**Stated goal**.
Copy out every line containing the word "React".

##### Data for processing #####

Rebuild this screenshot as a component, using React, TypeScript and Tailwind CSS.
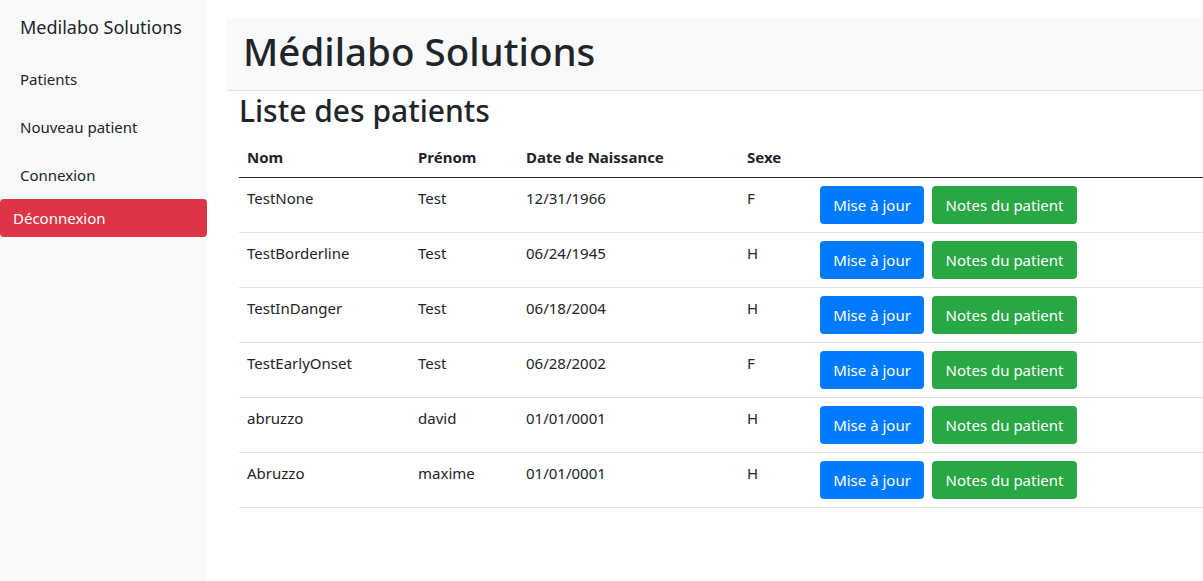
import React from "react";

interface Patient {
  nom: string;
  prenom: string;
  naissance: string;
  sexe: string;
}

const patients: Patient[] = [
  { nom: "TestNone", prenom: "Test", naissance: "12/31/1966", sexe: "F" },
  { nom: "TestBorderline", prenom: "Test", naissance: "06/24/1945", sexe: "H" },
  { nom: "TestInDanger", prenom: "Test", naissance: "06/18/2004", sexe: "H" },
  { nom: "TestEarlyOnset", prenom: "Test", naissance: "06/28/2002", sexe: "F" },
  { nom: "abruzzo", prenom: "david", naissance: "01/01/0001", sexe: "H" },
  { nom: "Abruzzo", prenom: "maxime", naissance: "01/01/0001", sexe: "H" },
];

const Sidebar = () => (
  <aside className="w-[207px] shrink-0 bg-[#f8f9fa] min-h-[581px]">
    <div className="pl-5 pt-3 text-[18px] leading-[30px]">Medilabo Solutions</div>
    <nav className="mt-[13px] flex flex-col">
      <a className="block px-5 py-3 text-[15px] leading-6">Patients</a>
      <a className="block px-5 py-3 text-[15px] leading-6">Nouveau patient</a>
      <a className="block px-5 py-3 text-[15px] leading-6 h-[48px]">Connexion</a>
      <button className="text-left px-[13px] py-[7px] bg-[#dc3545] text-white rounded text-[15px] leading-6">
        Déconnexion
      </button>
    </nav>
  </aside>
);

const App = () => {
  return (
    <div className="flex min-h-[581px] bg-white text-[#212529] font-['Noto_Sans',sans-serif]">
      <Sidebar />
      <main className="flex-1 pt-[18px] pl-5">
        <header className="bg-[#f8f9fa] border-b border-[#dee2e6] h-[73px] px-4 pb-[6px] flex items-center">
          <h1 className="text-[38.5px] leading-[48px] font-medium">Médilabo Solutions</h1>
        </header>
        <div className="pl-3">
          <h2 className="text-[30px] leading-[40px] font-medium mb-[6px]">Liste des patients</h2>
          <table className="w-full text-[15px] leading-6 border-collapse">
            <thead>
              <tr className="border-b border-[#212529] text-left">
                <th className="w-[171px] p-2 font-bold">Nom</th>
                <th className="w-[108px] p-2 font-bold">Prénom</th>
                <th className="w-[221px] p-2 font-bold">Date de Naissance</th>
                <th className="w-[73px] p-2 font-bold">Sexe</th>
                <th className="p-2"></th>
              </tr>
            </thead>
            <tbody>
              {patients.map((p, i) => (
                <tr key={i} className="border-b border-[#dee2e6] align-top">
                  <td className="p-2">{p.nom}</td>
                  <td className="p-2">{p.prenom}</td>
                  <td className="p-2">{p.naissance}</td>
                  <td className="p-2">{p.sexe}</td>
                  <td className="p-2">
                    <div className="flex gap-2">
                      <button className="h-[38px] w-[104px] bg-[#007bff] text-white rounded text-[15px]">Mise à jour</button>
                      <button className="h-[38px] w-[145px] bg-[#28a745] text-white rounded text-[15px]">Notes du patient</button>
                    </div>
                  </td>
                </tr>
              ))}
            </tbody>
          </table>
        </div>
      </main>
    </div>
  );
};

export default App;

#####
##### Data for processing #####

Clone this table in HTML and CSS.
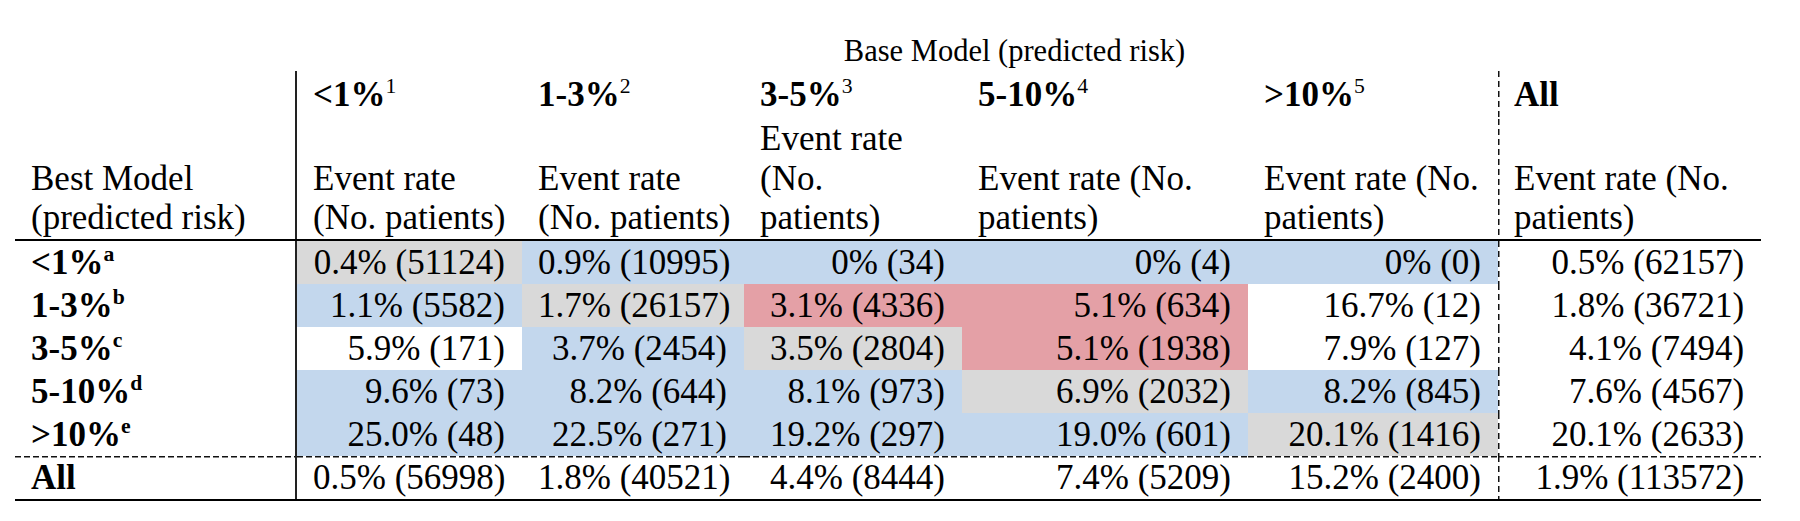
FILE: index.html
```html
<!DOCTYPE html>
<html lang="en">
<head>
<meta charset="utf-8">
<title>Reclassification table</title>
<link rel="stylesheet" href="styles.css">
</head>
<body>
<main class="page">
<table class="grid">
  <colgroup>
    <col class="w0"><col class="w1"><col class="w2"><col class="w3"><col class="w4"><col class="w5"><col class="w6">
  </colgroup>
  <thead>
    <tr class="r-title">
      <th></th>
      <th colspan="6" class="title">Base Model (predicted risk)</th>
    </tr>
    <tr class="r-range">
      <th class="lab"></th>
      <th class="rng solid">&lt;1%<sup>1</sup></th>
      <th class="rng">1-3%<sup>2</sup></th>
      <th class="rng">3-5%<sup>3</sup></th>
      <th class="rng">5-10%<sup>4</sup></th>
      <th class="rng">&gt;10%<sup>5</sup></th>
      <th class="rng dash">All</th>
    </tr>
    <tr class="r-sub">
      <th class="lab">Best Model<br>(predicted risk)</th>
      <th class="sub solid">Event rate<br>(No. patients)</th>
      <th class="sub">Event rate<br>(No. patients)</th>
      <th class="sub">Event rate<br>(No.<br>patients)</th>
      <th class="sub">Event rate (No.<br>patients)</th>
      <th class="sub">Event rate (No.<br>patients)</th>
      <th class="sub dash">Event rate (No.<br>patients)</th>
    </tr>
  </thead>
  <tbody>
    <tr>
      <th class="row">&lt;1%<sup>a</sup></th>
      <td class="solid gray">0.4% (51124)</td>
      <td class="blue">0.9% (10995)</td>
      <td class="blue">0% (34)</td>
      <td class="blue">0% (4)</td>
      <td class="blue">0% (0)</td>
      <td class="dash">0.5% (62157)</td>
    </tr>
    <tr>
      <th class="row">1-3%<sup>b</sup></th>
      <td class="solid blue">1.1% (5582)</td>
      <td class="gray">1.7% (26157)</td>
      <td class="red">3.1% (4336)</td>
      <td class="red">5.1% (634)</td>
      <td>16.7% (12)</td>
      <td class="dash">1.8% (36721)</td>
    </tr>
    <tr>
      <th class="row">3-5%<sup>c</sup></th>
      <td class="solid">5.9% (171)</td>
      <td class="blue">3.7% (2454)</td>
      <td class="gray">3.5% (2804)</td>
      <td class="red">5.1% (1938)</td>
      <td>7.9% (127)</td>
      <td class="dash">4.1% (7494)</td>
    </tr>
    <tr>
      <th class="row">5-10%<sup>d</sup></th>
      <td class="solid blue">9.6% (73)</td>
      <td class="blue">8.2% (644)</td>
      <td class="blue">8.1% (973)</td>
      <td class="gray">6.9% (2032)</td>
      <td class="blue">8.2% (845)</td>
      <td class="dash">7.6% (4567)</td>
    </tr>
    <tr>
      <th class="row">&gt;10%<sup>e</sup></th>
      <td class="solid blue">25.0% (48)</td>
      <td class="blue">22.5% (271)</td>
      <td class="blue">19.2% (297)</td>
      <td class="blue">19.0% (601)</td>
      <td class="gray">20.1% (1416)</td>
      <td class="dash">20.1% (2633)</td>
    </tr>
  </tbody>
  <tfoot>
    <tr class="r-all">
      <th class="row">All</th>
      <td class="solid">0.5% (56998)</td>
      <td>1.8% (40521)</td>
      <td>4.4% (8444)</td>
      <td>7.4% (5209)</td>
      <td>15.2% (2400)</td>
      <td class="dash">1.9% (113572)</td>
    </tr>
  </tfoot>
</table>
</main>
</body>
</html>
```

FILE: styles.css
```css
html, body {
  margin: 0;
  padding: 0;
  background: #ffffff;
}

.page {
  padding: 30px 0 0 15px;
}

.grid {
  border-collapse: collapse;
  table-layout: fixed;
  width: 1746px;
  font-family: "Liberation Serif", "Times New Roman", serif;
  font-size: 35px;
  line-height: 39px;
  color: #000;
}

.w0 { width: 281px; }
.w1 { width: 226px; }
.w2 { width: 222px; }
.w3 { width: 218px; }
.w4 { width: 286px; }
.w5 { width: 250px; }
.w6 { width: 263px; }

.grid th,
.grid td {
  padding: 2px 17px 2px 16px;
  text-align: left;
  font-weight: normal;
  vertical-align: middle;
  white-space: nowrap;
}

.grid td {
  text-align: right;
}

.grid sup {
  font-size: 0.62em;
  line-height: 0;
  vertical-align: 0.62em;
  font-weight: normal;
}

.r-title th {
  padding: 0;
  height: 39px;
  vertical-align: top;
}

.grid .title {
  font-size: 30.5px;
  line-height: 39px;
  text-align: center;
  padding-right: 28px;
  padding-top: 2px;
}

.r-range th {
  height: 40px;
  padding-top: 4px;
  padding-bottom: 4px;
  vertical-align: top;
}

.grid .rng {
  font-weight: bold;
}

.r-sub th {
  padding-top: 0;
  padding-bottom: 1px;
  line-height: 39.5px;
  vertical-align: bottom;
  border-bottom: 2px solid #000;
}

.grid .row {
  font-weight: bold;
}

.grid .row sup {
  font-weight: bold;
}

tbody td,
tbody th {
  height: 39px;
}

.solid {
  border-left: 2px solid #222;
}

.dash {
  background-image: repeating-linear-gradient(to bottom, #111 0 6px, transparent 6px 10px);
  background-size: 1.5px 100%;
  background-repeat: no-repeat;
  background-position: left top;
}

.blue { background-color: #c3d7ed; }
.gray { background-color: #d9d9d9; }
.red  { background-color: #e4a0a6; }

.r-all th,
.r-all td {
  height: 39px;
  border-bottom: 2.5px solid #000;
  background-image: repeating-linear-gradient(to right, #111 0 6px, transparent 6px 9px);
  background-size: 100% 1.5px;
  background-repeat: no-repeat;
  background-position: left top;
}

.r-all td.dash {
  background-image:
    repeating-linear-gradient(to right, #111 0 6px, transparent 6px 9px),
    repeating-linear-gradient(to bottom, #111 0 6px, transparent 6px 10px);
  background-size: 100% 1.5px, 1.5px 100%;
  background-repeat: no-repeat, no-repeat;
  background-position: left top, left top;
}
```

#####

**Solved problem**.
Rebuild this screenshot as a component, using React, TypeScript and Tailwind CSS.
import React from "react";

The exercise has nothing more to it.